TASK TO CARRY OUT - List all lines of the data containing the word "with".

DATA FOR THIS EXERCISE -
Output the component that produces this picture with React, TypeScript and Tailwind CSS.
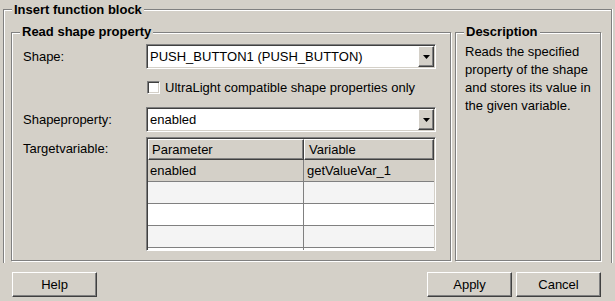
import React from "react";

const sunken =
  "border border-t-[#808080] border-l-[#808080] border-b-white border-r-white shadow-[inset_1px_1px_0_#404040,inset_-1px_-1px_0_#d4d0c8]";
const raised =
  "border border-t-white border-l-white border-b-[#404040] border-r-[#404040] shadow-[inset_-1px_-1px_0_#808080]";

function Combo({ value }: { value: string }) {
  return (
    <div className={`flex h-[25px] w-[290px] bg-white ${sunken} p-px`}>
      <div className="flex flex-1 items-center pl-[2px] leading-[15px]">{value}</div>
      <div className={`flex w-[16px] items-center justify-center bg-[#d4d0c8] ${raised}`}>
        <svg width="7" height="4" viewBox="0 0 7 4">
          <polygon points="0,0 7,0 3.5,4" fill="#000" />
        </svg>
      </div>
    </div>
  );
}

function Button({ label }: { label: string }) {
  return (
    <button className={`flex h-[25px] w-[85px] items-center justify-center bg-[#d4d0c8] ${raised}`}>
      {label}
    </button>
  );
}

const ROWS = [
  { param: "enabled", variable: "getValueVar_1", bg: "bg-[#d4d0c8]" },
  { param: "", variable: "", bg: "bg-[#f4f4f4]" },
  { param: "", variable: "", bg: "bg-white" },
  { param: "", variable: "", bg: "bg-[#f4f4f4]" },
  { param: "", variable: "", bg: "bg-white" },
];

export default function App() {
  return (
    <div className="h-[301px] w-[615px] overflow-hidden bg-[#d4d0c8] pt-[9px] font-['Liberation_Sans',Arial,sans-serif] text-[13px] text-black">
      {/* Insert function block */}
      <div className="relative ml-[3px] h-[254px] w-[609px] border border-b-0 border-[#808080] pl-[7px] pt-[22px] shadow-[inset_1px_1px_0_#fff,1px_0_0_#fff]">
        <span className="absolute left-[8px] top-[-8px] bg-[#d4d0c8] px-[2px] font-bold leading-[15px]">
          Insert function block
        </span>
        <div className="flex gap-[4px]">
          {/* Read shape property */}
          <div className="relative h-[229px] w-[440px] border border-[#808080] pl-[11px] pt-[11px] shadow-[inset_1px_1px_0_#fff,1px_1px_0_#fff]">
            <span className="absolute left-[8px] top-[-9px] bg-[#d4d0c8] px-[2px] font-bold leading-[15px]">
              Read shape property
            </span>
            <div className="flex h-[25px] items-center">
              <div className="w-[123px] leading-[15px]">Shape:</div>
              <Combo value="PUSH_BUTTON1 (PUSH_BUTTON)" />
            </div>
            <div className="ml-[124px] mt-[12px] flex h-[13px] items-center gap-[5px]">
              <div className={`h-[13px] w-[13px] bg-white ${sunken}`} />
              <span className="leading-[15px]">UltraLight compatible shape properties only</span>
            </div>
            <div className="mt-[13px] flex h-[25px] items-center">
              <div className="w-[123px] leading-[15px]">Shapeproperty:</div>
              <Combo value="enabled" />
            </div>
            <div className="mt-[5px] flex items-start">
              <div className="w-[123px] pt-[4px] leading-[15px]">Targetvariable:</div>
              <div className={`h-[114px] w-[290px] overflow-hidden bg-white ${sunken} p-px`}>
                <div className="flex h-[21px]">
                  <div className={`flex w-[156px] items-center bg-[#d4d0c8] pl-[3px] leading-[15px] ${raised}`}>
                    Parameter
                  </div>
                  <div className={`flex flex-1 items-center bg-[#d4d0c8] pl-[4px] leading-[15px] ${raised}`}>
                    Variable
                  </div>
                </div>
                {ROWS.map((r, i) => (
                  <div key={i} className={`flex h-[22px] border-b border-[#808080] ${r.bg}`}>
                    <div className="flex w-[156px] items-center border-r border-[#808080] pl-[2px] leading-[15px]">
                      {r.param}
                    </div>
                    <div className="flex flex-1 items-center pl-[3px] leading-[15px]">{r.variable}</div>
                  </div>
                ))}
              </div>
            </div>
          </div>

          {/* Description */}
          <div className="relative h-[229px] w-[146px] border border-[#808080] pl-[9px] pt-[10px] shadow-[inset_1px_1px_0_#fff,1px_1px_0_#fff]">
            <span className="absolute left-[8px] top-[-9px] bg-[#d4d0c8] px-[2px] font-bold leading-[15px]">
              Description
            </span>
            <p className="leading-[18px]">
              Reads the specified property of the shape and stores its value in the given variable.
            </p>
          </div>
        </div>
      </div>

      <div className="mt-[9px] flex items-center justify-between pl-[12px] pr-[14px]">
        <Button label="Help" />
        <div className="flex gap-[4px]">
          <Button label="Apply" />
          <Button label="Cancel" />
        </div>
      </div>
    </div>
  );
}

...

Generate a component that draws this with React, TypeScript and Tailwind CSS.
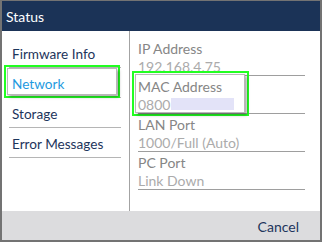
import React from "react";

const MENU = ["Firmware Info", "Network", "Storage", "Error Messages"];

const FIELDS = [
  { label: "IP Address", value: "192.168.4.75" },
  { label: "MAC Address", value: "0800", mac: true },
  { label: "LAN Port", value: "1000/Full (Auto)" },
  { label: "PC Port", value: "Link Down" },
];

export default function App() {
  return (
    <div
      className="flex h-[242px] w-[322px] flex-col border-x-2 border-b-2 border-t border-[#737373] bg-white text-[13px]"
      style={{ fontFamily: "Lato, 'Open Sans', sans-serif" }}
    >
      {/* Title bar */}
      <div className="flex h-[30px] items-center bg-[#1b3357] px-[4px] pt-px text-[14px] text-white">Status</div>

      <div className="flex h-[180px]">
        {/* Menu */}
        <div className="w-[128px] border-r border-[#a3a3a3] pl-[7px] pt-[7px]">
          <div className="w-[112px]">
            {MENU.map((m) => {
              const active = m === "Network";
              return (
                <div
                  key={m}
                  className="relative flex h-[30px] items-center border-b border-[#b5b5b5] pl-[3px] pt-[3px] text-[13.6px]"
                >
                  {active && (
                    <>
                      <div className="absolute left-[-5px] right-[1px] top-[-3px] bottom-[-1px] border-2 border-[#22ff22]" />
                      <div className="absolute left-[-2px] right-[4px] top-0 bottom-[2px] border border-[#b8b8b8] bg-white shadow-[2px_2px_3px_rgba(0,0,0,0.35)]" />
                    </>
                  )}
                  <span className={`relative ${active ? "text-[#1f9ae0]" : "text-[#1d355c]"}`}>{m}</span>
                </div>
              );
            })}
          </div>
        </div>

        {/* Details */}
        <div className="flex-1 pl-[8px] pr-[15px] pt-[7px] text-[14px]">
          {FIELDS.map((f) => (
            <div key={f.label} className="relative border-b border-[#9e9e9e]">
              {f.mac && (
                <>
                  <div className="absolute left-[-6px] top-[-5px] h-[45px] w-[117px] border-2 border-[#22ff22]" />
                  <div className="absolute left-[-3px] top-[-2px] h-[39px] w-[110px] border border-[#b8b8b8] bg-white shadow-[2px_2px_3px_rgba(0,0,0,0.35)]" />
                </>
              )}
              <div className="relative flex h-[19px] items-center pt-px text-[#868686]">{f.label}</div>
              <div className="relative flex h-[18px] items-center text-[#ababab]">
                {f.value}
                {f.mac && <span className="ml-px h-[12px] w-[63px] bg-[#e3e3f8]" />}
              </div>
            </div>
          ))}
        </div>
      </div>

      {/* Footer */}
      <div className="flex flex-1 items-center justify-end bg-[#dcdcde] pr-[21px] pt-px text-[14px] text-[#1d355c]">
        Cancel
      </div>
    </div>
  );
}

EXERCISE ANSWER -
Output the component that produces this picture with React, TypeScript and Tailwind CSS.
Generate a component that draws this with React, TypeScript and Tailwind CSS.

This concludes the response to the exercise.